L'étude du cabinet Arthur Andersen estime enfin que la loi Pons a permis un renforcement structurel du tissu économique qui a gagné en dynamisme et maturité, avec une vitalité accrue de la création d'entreprises depuis dix ans. L'industrie, le BTP et les transports ont enregistré une modernisation sans précédent, tandis que l'hôtellerie et le tourisme auraient atteint une taille critique leur autorisant de réels espoirs de développement.

Procédant également à une étude de l'impact sur les finances publiques du dispositif de défiscalisation, l'étude note que le coût actuel de la défiscalisation pour les seuls DOM, estimé à 1,2 milliard de francs par an selon le chiffrage de l'administration, demeure modéré, comparativement aux dépenses fiscales (9,5 milliards de francs) et budgétaires (27,7 milliards de francs) enregistrées dans ces collectivités en 1995.

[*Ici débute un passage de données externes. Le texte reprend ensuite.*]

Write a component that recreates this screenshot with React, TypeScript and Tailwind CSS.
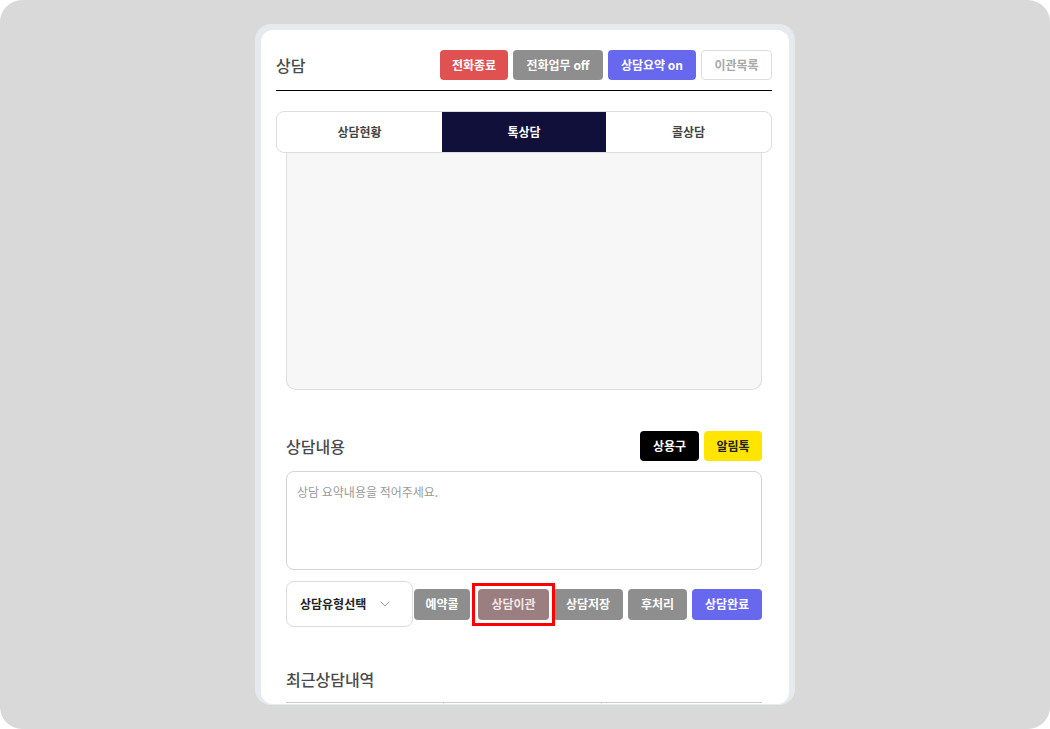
import React from "react";
import { ChevronDown } from "lucide-react";

const font = { fontFamily: '"Noto Sans CJK KR", "Noto Sans", sans-serif' };

export default function App() {
  return (
    <div className="w-[1050px] h-[729px] bg-white" style={font}>
      <div className="w-full h-full bg-[#d9d9d9] rounded-[22px] flex justify-center py-[24px]">
        <div className="w-[540px] h-[681px] bg-[#e6e9ed] rounded-[16px] pt-[6px] px-[6px] pb-[1px]">
          <div className="w-full h-full bg-white rounded-[12px] overflow-hidden pl-[15px] pr-[17px] flex flex-col">
            {/* Header */}
            <div className="shrink-0 mt-[20px] h-[30px] flex items-center justify-between">
              <div className="text-[16px] font-medium text-[#4a4a4a] leading-none">상담</div>
              <div className="flex items-center gap-[5px]">
                <button className="w-[68px] h-[30px] rounded-[4px] bg-[#e05252] text-white text-[12px] font-bold">전화종료</button>
                <button className="w-[90px] h-[30px] rounded-[4px] bg-[#8e8e8e] text-white text-[12px] font-bold">전화업무 off</button>
                <button className="w-[88px] h-[30px] rounded-[4px] bg-[#6868ef] text-white text-[12px] font-bold">상담요약 on</button>
                <button className="w-[71px] h-[30px] rounded-[4px] bg-white border border-[#dddddd] text-[#a8a8a8] text-[12px] font-bold">이관목록</button>
              </div>
            </div>
            <div className="shrink-0 mt-[10px] border-b border-black" />

            {/* Tabs */}
            <div className="shrink-0 mt-[20px] h-[42px] flex border border-[#dddddd] rounded-[8px] overflow-hidden">
              <div className="w-[165px] flex items-center justify-center text-[12px] font-bold text-[#444]">상담현황</div>
              <div className="w-[164px] flex items-center justify-center text-[12px] font-bold text-white bg-[#10103a]">톡상담</div>
              <div className="flex-1 flex items-center justify-center text-[12px] font-bold text-[#444]">콜상담</div>
            </div>
            <div className="shrink-0 mx-[10px] h-[237px] bg-[#f7f7f7] border border-t-0 border-[#dddddd] rounded-b-[10px]" />

            {/* 상담내용 */}
            <div className="shrink-0 mx-[10px] mt-[41px] h-[30px] flex items-center justify-between">
              <div className="text-[16px] font-medium text-[#4a4a4a] leading-none">상담내용</div>
              <div className="flex items-center gap-[5px]">
                <button className="w-[59px] h-[30px] rounded-[4px] bg-black text-white text-[12px] font-bold">상용구</button>
                <button className="w-[58px] h-[30px] rounded-[4px] bg-[#ffe500] text-[#222] text-[12px] font-bold">알림톡</button>
              </div>
            </div>
            <div className="shrink-0 mx-[10px] mt-[10px] h-[99px] border border-[#d4d4d4] rounded-[8px] px-[10px] pt-[11px]">
              <div className="text-[12px] text-[#9a9a9a] leading-[18px]">상담 요약내용을 적어주세요.</div>
            </div>

            {/* Bottom actions */}
            <div className="shrink-0 mx-[10px] mt-[11px] flex items-center">
              <div className="w-[127px] h-[46px] border border-[#dddddd] rounded-[8px] flex items-center justify-between pl-[13px] pr-[19px]">
                <span className="text-[12px] font-bold text-[#222]">상담유형선택</span>
                <ChevronDown size={16} strokeWidth={1.5} color="#a0a0a0" />
              </div>
              <button className="ml-[1px] w-[56px] h-[31px] rounded-[4px] bg-[#8e8e8e] text-white text-[12px] font-bold">예약콜</button>
              <div className="relative ml-[8px]">
                <button className="w-[71px] h-[31px] rounded-[4px] bg-[#9b7f80] text-[#f2e6e6] text-[12px] font-bold block">상담이관</button>
                <div className="absolute -left-[6px] -right-[6px] -top-[6px] -bottom-[6px] border-[3px] border-[#ff0000] pointer-events-none" />
              </div>
              <button className="ml-[4px] w-[70px] h-[31px] rounded-[4px] bg-[#8e8e8e] text-white text-[12px] font-bold">상담저장</button>
              <button className="ml-[5px] w-[59px] h-[31px] rounded-[4px] bg-[#8e8e8e] text-white text-[12px] font-bold">후처리</button>
              <button className="ml-[5px] w-[70px] h-[31px] rounded-[4px] bg-[#6868ef] text-white text-[12px] font-bold">상담완료</button>
            </div>

            {/* 최근상담내역 */}
            <div className="shrink-0 mx-[10px] mt-[41px] text-[16px] font-medium text-[#4a4a4a] leading-[22px]">최근상담내역</div>
            <div className="shrink-0 mx-[10px] mt-[12px] flex border-t border-[#cccccc] h-[40px]">
              <div className="w-[158px] border-r border-[#dddddd]" />
              <div className="w-[158px] border-r border-[#dddddd]" />
              <div className="flex-1" />
            </div>
          </div>
        </div>
      </div>
    </div>
  );
}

L'activité économique soutenue générée dans les départements d'outre-mer par la défiscalisation induit des recettes fiscales , dont le rythme de croissance depuis dix ans est beaucoup plus élevé que celui de la métropole : le produit budgétaire qui en résulte représente près de 2 milliard de francs pour l'impôt sur les sociétés, l'impôt sur le revenu et la TVA et 1,4 milliard de francs pour les seuls impôts directs.

Compte tenu du poids dans l'économie des DOM des secteurs éligibles à la défiscalisation, le coût de la loi Pons apparaît largement compensé par les dépenses induites : le coût net pour l'Etat ne semble pas pouvoir excéder 500 millions de francs par an, en tenant compte des recettes induites par les seuls impôts directs d'Etat.

Qui plus est, la défiscalisation a provoqué une envolée des recettes fiscale des collectivités locales des DOM dont le produit peut être estimé entre 1,5 et 2,8 milliards de francs par an.

Ainsi, votre commission des finances avait déjà exprimé son souhait de voir maintenir l'architecture d'ensemble du dispositif de la loi Pons jusqu'à son terme légal, soit le 31 décembre 2001.